Corporate infrastructure security, compliance, and reliability practices are documented on the Cognite Trust Center. This page describes reliability and disaster recovery for CDF.
High availability
We have designed each CDF component with high availability to avoid single points of failure and reduce the effects of infrastructure maintenance. CDF runs on elastic cloud infrastructure that autoscales compute and storage with system load, and we use Kubernetes rolling updates for deployments with no downtime. For backup schedules, retention, and restore procedures, see Availability and business continuity.On-premises components
If the data is critical for production solutions or there is a risk of data loss, on-premises components, like extractors, should run in a high-availability hosting environment. To configure the extractors for high availability, we recommend installing extractors in mutually redundant environments and setting up the necessary failover. For example, if you have extractors in three different environments, you can:- Configure each extractor with an active instance in its primary environment and a passive instance in one of the other environments. Allow failover if one of the environments becomes unavailable.
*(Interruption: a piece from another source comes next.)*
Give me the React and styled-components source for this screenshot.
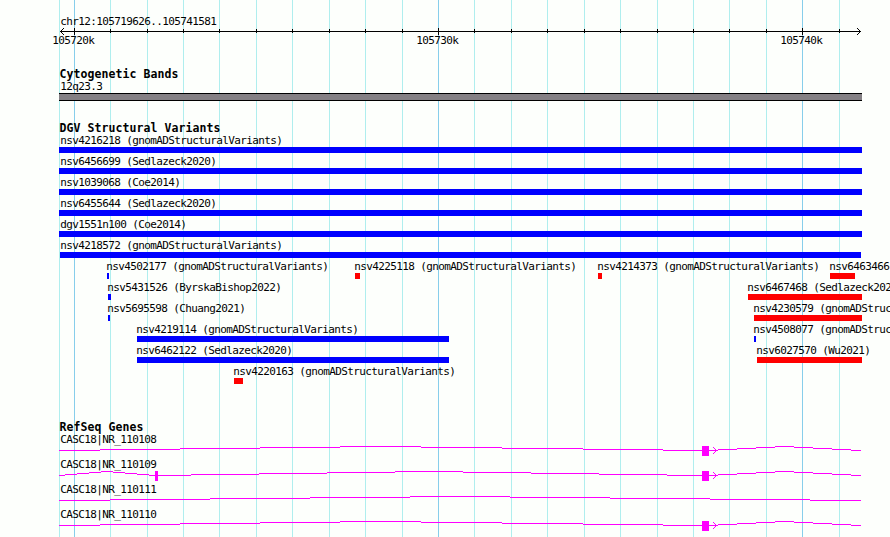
import React from "react";
import styled, { createGlobalStyle } from "styled-components";

const LEFT = 59;
const RIGHT = 862;

const majorLines = [74, 438, 802];
const minorLines = [
  59, 110, 147, 183, 219, 256, 292, 329, 365, 402, 474, 511, 547, 584, 620,
  657, 693, 729, 766, 839,
];
const lines = [
  ...majorLines.map((x) => ({ x, color: "#87ceeb" })),
  ...minorLines.map((x) => ({ x, color: "#afeeee" })),
];

const GlobalStyle = createGlobalStyle`
  body {
    margin: 0;
    overflow: hidden;
    background: #fdfffc;
  }
`;

const Browser = styled.main`
  width: 890px;
  height: 537px;
  overflow: hidden;
  color: #000;
  font-family: "DejaVu Sans Mono", monospace;
  font-size: 11px;
  letter-spacing: -0.62px;
  white-space: pre;
  background-color: #fdfffc;
  background-image: ${lines
    .map(({ color }) => `linear-gradient(${color}, ${color})`)
    .join(", ")};
  background-position: ${lines.map(({ x }) => `${x}px 0`).join(", ")};
  background-size: 1px 100%;
  background-repeat: no-repeat;
`;

const Label = styled.div`
  height: 14px;
  line-height: 16px;
  padding-left: 60.2px;
`;

const Ruler = styled.header`
  padding-top: 14px;
  height: 52px;
`;

const Drawing = styled.svg`
  display: block;
  shape-rendering: crispEdges;
`;

/* every child shares the single cell, its margin is its place on the sequence */
const Lane = styled.div`
  display: grid;
  grid-template-columns: 890px;
  height: ${({ $height }) => $height}px;
  > * {
    grid-area: 1 / 1;
  }
`;

const Tick = styled.span`
  margin-left: ${({ $x }) => $x - 21.8}px;
  line-height: 12px;
`;

const Title = styled.h2`
  margin: 0;
  padding-left: 59.4px;
  height: 13px;
  line-height: 17px;
  font-size: 11.5px;
  font-weight: bold;
  letter-spacing: 0.08px;
`;

const Track = styled.section`
  height: ${({ $height }) => $height}px;
`;

const Band = styled.div`
  box-sizing: border-box;
  width: ${RIGHT - LEFT}px;
  height: 8px;
  margin-left: ${LEFT}px;
  border: solid #000;
  border-width: 1px 0;
  background: #848084;
`;

const Feature = styled.div`
  margin-left: ${({ $x }) => $x}px;
`;

const Name = styled.div`
  height: 14px;
  line-height: 16px;
  margin-left: ${({ $shift }) => $shift}px;
`;

const Bar = styled.div`
  width: ${({ $width }) => $width}px;
  height: 6px;
  background: ${({ $loss }) => ($loss ? "#ff0000" : "#0000ff")};
`;

const Gene = styled.div`
  height: 25px;
`;

const variants = [
  [{ name: "nsv4216218 (gnomADStructuralVariants)", x: 59, end: 862 }],
  [{ name: "nsv6456699 (Sedlazeck2020)", x: 59, end: 862 }],
  [{ name: "nsv1039068 (Coe2014)", x: 59, end: 862 }],
  [{ name: "nsv6455644 (Sedlazeck2020)", x: 59, end: 862 }],
  [{ name: "dgv1551n100 (Coe2014)", x: 59, end: 862 }],
  [{ name: "nsv4218572 (gnomADStructuralVariants)", x: 60, end: 861 }],
  [
    { name: "nsv4502177 (gnomADStructuralVariants)", x: 107, end: 109 },
    { name: "nsv4225118 (gnomADStructuralVariants)", x: 355, end: 360, loss: true },
    { name: "nsv4214373 (gnomADStructuralVariants)", x: 598, end: 602, loss: true },
    { name: "nsv6463466 (Sedlazeck2020)", x: 830, end: 855, loss: true },
  ],
  [
    { name: "nsv5431526 (ByrskaBishop2022)", x: 108, end: 111 },
    { name: "nsv6467468 (Sedlazeck2020)", x: 748, end: 862, loss: true },
  ],
  [
    { name: "nsv5695598 (Chuang2021)", x: 108, end: 110 },
    { name: "nsv4230579 (gnomADStructuralVariants)", x: 754, end: 862, loss: true },
  ],
  [
    { name: "nsv4219114 (gnomADStructuralVariants)", x: 137, end: 449 },
    { name: "nsv4508077 (gnomADStructuralVariants)", x: 754, end: 756 },
  ],
  [
    { name: "nsv6462122 (Sedlazeck2020)", x: 137, end: 449 },
    { name: "nsv6027570 (Wu2021)", x: 757, end: 862, loss: true },
  ],
  [{ name: "nsv4220163 (gnomADStructuralVariants)", x: 234, end: 243, loss: true }],
];

// names of features that start left of the view are pushed inside it
const nameShift = (x) => Math.max(x - 0.8, 60.2) - x;

const lastIntron = [709, 718, 737, 756, 775, 794, 813, 832, 851, 861];
const longIntron = [59, 100, 180, 260, 340, 421, 502, 583, 663, 702];

const genes = [
  {
    name: "CASC18|NR_110108",
    introns: [longIntron, lastIntron],
    exons: [[702, 7]],
    arrow: true,
  },
  {
    name: "CASC18|NR_110109",
    introns: [
      [59, 65, 77, 89, 101, 113, 125, 137, 149, 155],
      [158, 191, 259, 327, 395, 463, 531, 599, 667, 702],
      lastIntron,
    ],
    exons: [
      [155, 3],
      [702, 7],
    ],
    arrow: true,
  },
  {
    name: "CASC18|NR_110111",
    introns: [[59, 110, 210, 310, 410, 510, 610, 710, 810, 861]],
    exons: [],
  },
  {
    name: "CASC18|NR_110110",
    introns: [longIntron, lastIntron],
    exons: [[702, 7]],
    arrow: true,
  },
];

// an intron rises one pixel per step up to its middle and falls again
const Intron = ({ stops }) =>
  stops
    .slice(0, -1)
    .map((x, i) => (
      <rect
        key={x}
        x={x}
        y={4 - Math.min(i, 8 - i)}
        width={stops[i + 1] - x}
        height="1"
      />
    ));

const Axis = () => (
  <Drawing width="890" height="7">
    <rect x="60" y="3" width="801" height="1" />
    {minorLines.slice(1).map((x) => (
      <rect key={x} x={x} y="1" width="1" height="4" />
    ))}
    {majorLines.map((x) => (
      <rect key={x} x={x} y="0" width="1" height="7" />
    ))}
    {[1, 2, 3].map((d) => (
      <React.Fragment key={d}>
        <rect x={60 + d} y={3 - d} width="1" height="1" />
        <rect x={60 + d} y={3 + d} width="1" height="1" />
        <rect x={860 - d} y={3 - d} width="1" height="1" />
        <rect x={860 - d} y={3 + d} width="1" height="1" />
      </React.Fragment>
    ))}
  </Drawing>
);

const App = () => {
  return (
    <>
      <GlobalStyle />
      <Browser>
        <Ruler>
          <Label>chr12:105719626..105741581</Label>
          <Axis />
          <Lane $height={14}>
            {majorLines.map((x, i) => (
              <Tick key={x} $x={x}>
                {105720 + i * 10}k
              </Tick>
            ))}
          </Lane>
        </Ruler>
        <Track $height={54}>
          <Title>Cytogenetic Bands</Title>
          <Label>12q23.3</Label>
          <Band />
        </Track>
        <Track $height={299}>
          <Title>DGV Structural Variants</Title>
          {variants.map((row) => (
            <Lane key={row[0].name} $height={21}>
              {row.map(({ name, x, end, loss }) => (
                <Feature key={name} $x={x}>
                  <Name $shift={nameShift(x)}>{name}</Name>
                  <Bar $width={end - x} $loss={loss} />
                </Feature>
              ))}
            </Lane>
          ))}
        </Track>
        <Track $height={118}>
          <Title>RefSeq Genes</Title>
          {genes.map(({ name, introns, exons, arrow }) => (
            <Gene key={name}>
              <Label>{name}</Label>
              <Drawing width="890" height="11" fill="#ff00ff">
                {introns.map((stops) => (
                  <Intron key={stops[0]} stops={stops} />
                ))}
                {exons.map(([x, width]) => (
                  <rect key={x} x={x} y="0" width={width} height="10" />
                ))}
                {arrow &&
                  [1, 2, 3].map((d) => (
                    <React.Fragment key={d}>
                      <rect x={716 - d} y={4 - d} width="1" height="1" />
                      <rect x={716 - d} y={4 + d} width="1" height="1" />
                    </React.Fragment>
                  ))}
              </Drawing>
            </Gene>
          ))}
        </Track>
      </Browser>
    </>
  );
};

export default App;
- Configure each extractor with an active instance in its primary environment and a passive instance in the other environments. Allow failover if two of the environments become unavailable.
Disaster recovery
Reliability also focuses on recovery from data loss and disaster scenarios. These types of incidents might result in downtime or permanent loss of data. Recovery often involves active intervention and is much about careful planning. Disaster recovery is a subset of Business Continuity Planning and builds on an impact analysis that defines the recovery time objective (RTO) and recovery point objective (RPO).Recovery point objective (RPO)
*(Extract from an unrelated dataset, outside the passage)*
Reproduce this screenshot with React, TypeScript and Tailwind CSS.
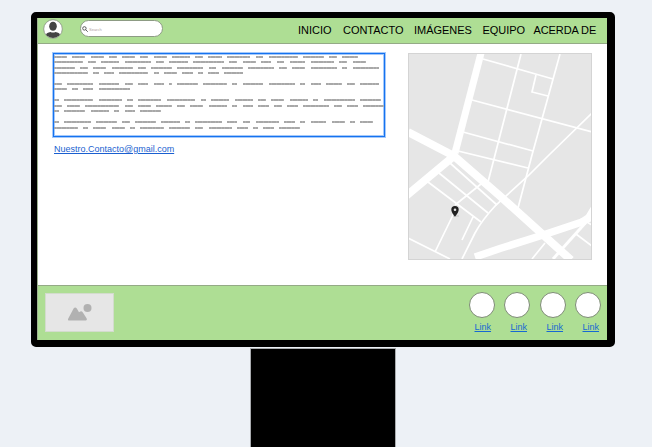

The maximum duration of acceptable data loss. We measure RPO in units of time, not volume.
Recovery time objective (RTO)
The maximum duration of acceptable downtime.
Full cluster restore
For situations with loss of infrastructure, data stores, and services from the cloud provider and cases of data integrity loss caused by malicious users or data corrupting bugs.
CDF project restore
Tailored to situations where the damage to data or data integrity is limited to one or a few CDF projects.
Disaster recovery testing
Cognite performs extensive multi-service disaster recovery tests twice per year. The tests engage all Cognite teams that own services in production. In addition, new services and services that have undergone significant changes also need to pass single-service disaster recovery tests before they’re made available. We select scenarios for the disaster recovery tests using risk analysis, experiences from earlier disaster recovery tests, and needs for validating redundancy in resources, skills, or infrastructure. Examples of earlier DR tests include- simulating a complete outage of a cloud service provider region.
- data corruption in several data stores.
- user errors that corrupt a customer’s data model.